Un procès, plus de quarante ans après. Le parquet national antiterroriste (Pnat) a annoncé ce mercredi 9 juillet avoir requis le renvoi en procès de six personnes, dont Abou Zayed, dans l’enquête sur l’attentat antisémite de la rue des Rosiers, qui avait fait six morts et vingt-deux blessés en 1982 dans le centre de Paris.
Le Pnat demande un procès devant la cour d’assises spéciale pour Abou Zayed, 66 ans, accusé d’être l’un des tireurs de l’attentat et détenu en France depuis fin 2020, ainsi que pour H. T., 65 ans, mis en examen en avril car soupçonné d’avoir caché des armes à l’époque, et actuellement sous contrôle judiciaire. Un procès est également requis pour quatre autres protagonistes centraux, faisant l’objet d’un mandat d’arrêt et localisés en Cisjordanie, en Jordanie et au Koweït.
Le 9 août 1982, un commando attaquait le restaurant casher «Jo Goldenberg», en plein quartier juif de Paris, rue des Rosiers. Il est 13 h 15 ce jour-là. Une cinquantaine de personnes sont présentes dans le restaurant, situé dans une petite rue très passante du vieux quartier juif de Paris, dans le IVe arrondissement. Un commando de trois à cinq hommes arrive rue des Rosiers, en deux groupes. Le premier groupe jette une grenade en direction du restaurant. Le second pénètre dans l’établissement et ouvre le feu avec des pistolets-mitrailleurs «WZ-63» de fabrication polonaise. Quelques instants plus tard, les assaillants remontent en courant la rue des Rosiers. Ils tirent sur des passants affolés, qui cherchent désespérément un refuge et courent en tous sens en hurlant. Des corps ensanglantés gisent sur les trottoirs et la chaussée. L’attaque aura duré trois minutes.
Abou Zayed «expressément désigné comme l’auteur»
L’attentat a été attribué au Fatah-Conseil révolutionnaire (Fatah-CR) d’Abou Nidal, un groupe palestinien dissident de l’Organisation de libération de la Palestine (OLP). Abou Zayed, principal suspect, risque un procès pour assassinats et tentatives d’assassinats. Il conteste les faits.
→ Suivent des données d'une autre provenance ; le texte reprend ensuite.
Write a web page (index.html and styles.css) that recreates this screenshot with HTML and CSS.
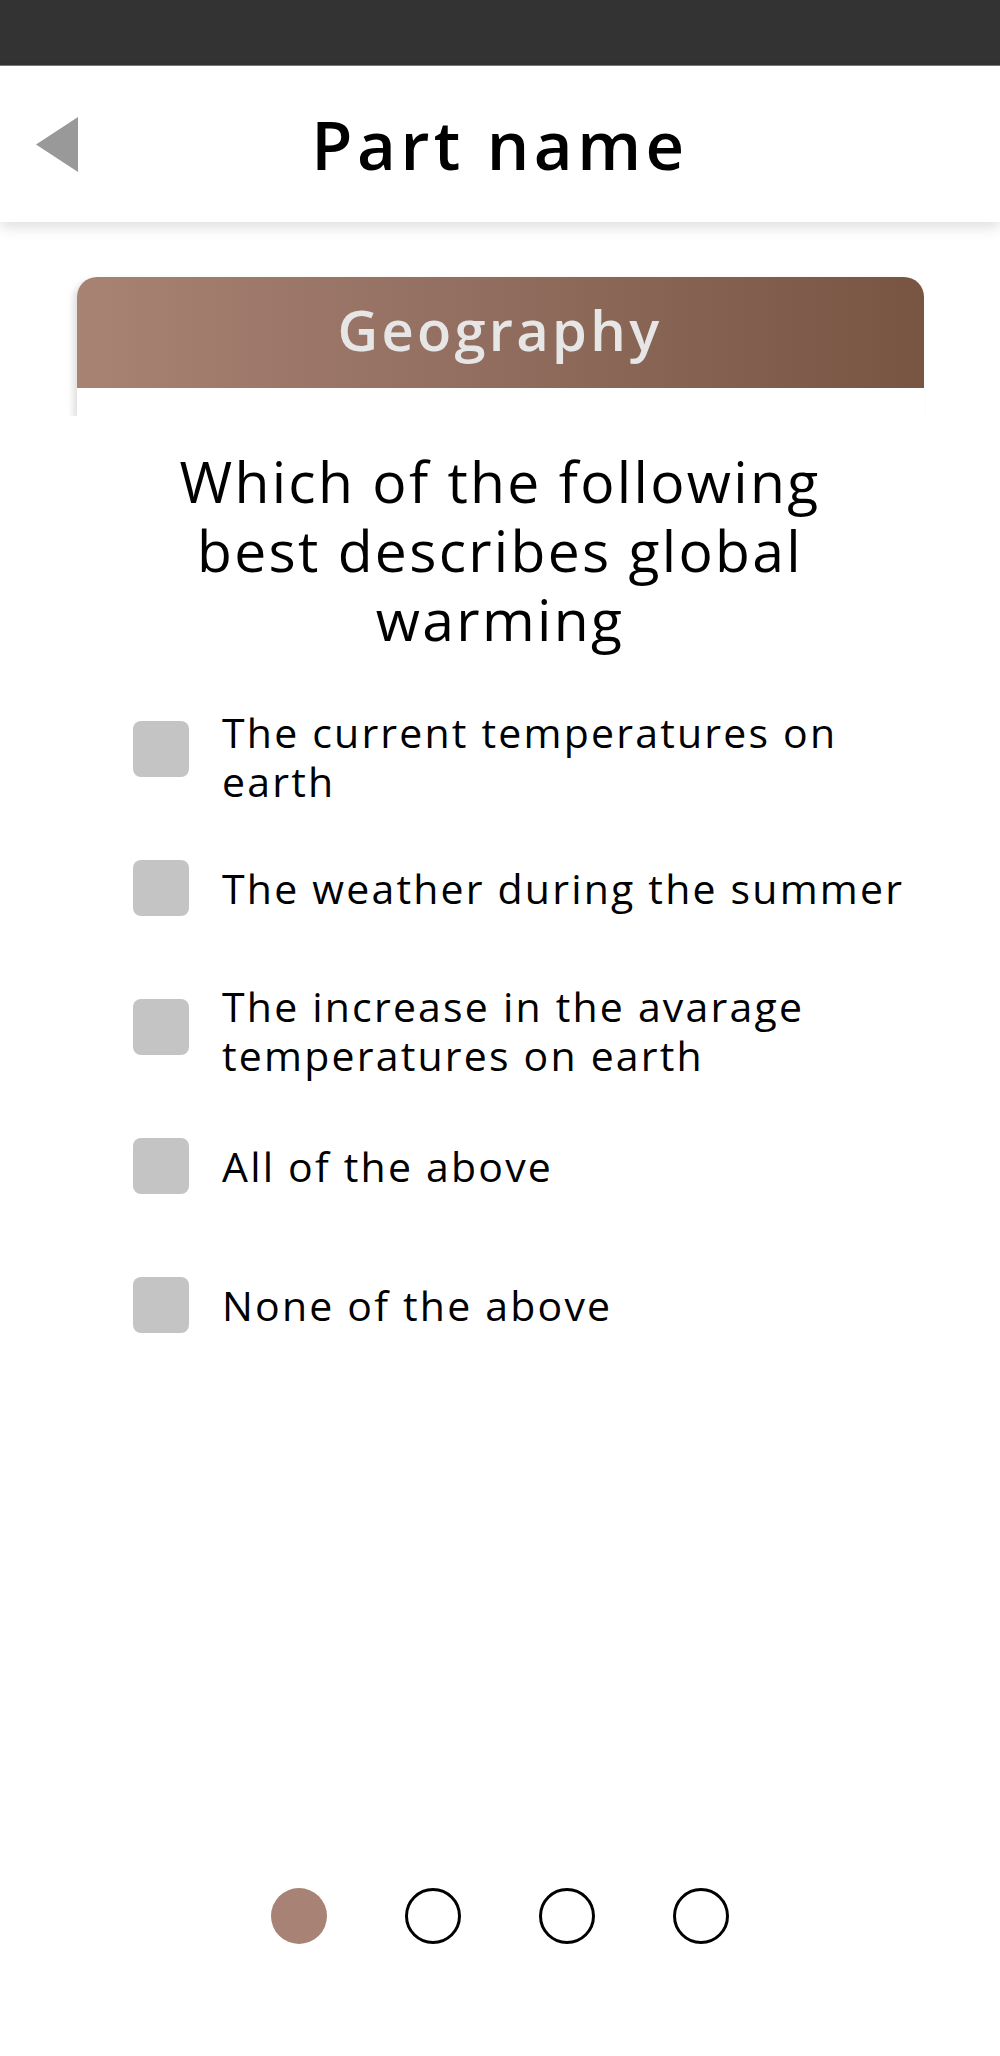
FILE: index.html
```html
<!DOCTYPE html>
<html lang="en">
<head>
<meta charset="utf-8">
<title>Part name</title>
<link rel="stylesheet" href="styles.css">
</head>
<body>
<div class="status"></div>
<header class="topbar">
  <div class="back">
    <svg width="42" height="55" viewBox="0 0 42 55"><polygon points="42,0 42,55 0,27.5" fill="#999999"/></svg>
  </div>
  <h1 class="title">Part name</h1>
  <div></div>
</header>
<main class="content">
  <section class="card">
    <div class="card-head">Geography</div>
    <div class="card-body"></div>
  </section>
  <p class="question">Which of the following best describes global warming</p>
  <ul class="options">
    <li class="option"><span class="box"></span><span class="label multi">The current temperatures on earth</span></li>
    <li class="option"><span class="box"></span><span class="label">The weather during the summer</span></li>
    <li class="option"><span class="box"></span><span class="label multi low">The increase in the avarage temperatures on earth</span></li>
    <li class="option"><span class="box"></span><span class="label">All of the above</span></li>
    <li class="option"><span class="box"></span><span class="label">None of the above</span></li>
  </ul>
  <nav class="dots">
    <span class="dot active"></span>
    <span class="dot"></span>
    <span class="dot"></span>
    <span class="dot"></span>
  </nav>
</main>
</body>
</html>
```
FILE: styles.css
```css
* { box-sizing: border-box; }
html, body { margin: 0; padding: 0; }
body {
  width: 1000px;
  height: 2056px;
  background: #ffffff;
  font-family: "Open Sans", "Noto Sans", "DejaVu Sans", sans-serif;
  color: #000;
  display: flex;
  flex-direction: column;
  overflow: hidden;
}
.status {
  height: 66px;
  background: #333333;
  border-bottom: 1px solid #7a7a7a;
  flex: none;
}
.topbar {
  height: 156px;
  flex: none;
  display: grid;
  grid-template-columns: 1fr auto 1fr;
  align-items: center;
  background: #fff;
  box-shadow: 0 6px 12px rgba(0,0,0,0.12);
  position: relative;
  z-index: 1;
}
.back {
  padding-left: 36px;
  display: flex;
  align-items: center;
}
.back svg { display: block; }
.title {
  margin: 0;
  font-size: 67px;
  font-weight: 600;
  letter-spacing: 4.5px;
  line-height: 1;
}
.content {
  flex: 1;
  display: flex;
  flex-direction: column;
  align-items: center;
}
.card {
  margin-top: 55px;
  width: 847px;
  border-radius: 20px 20px 0 0;
  box-shadow: -4px 3px 6px rgba(0,0,0,0.12);
  clip-path: inset(-12px -12px 0 -12px);
  background: #fff;
}
.card-head {
  height: 111px;
  padding-bottom: 8px;
  border-radius: 20px 20px 0 0;
  background: linear-gradient(90deg, #a88273 0%, #936f61 45%, #785443 100%);
  color: #e6e6e6;
  font-size: 56px;
  font-weight: 600;
  letter-spacing: 3.3px;
  display: flex;
  align-items: center;
  justify-content: center;
}
.card-body { height: 28px; }
.question {
  margin: 31px 0 0;
  max-width: 700px;
  text-align: center;
  font-size: 57px;
  font-weight: 500;
  line-height: 69px;
  letter-spacing: 2.3px;
}
.options {
  list-style: none;
  margin: 67px 0 0;
  padding: 0 0 0 133px;
  align-self: stretch;
  display: grid;
  grid-auto-rows: 139px;
}
.option {
  display: flex;
  align-items: flex-start;
  gap: 33px;
}
.box {
  flex: none;
  width: 56px;
  height: 56px;
  border-radius: 8px;
  background: #c4c4c4;
}
.label {
  max-width: 700px;
  font-size: 41px;
  line-height: 49px;
  letter-spacing: 2.2px;
  min-height: 56px;
  display: flex;
  align-items: center;
}
.label.multi { margin-top: -13px; }
.label.multi.low { margin-top: -17px; }
.dots {
  margin-top: auto;
  margin-bottom: 112px;
  display: flex;
  gap: 78px;
  align-items: center;
}
.dot {
  width: 56px;
  height: 56px;
  border-radius: 50%;
  border: 3px solid #000;
  background: #fff;
}
.dot.active {
  border: none;
  background: #a98276;
}
```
Extradé de Norvège fin 2020 et incarcéré, il est «expressément désigné comme l’auteur des assassinats et tentatives d’assassinats, de manière constante et concordante depuis près de 14 ans par plusieurs témoins», même s’il est mis hors de cause par deux autres hommes, souligne le Pnat dans ses réquisitions dont l’AFP a eu connaissance ce mercredi.
S’agissant d’H. T., les expertises menées ont souligné «la similarité parfaite» entre les armes et munitions retrouvées sur les lieux et au bois de Boulogne avec celles saisies «lors d’attentats formellement attribués à ce groupe terroriste à Londres, Rome, Athènes et Bruxelles», détaille le ministère public.
L’attentat «relève sans conteste d’une volonté de faire régner la terreur» comme «en atteste l’acharnement du commando à faire le plus de victimes possibles dans un lieu touristique réputé fréquenté par la communauté juive française et internationale», insiste encore le Pnat. Les avocats des mis en cause n’ont pas commenté dans l’immédiat.
«C’est un sentiment partagé pour les parties civiles aujourd’hui, entre l’immense soulagement de savoir que la République n’abandonne pas ses victimes, malgré les années passées, les errements de la justice et des politiques, et le regret de constater que c’est un procès incomplet qui s’annonce, avec plusieurs accusés réfugiés à l’étranger», a réagi auprès de l’AFP Romain Boulet, avocat de proches de victimes.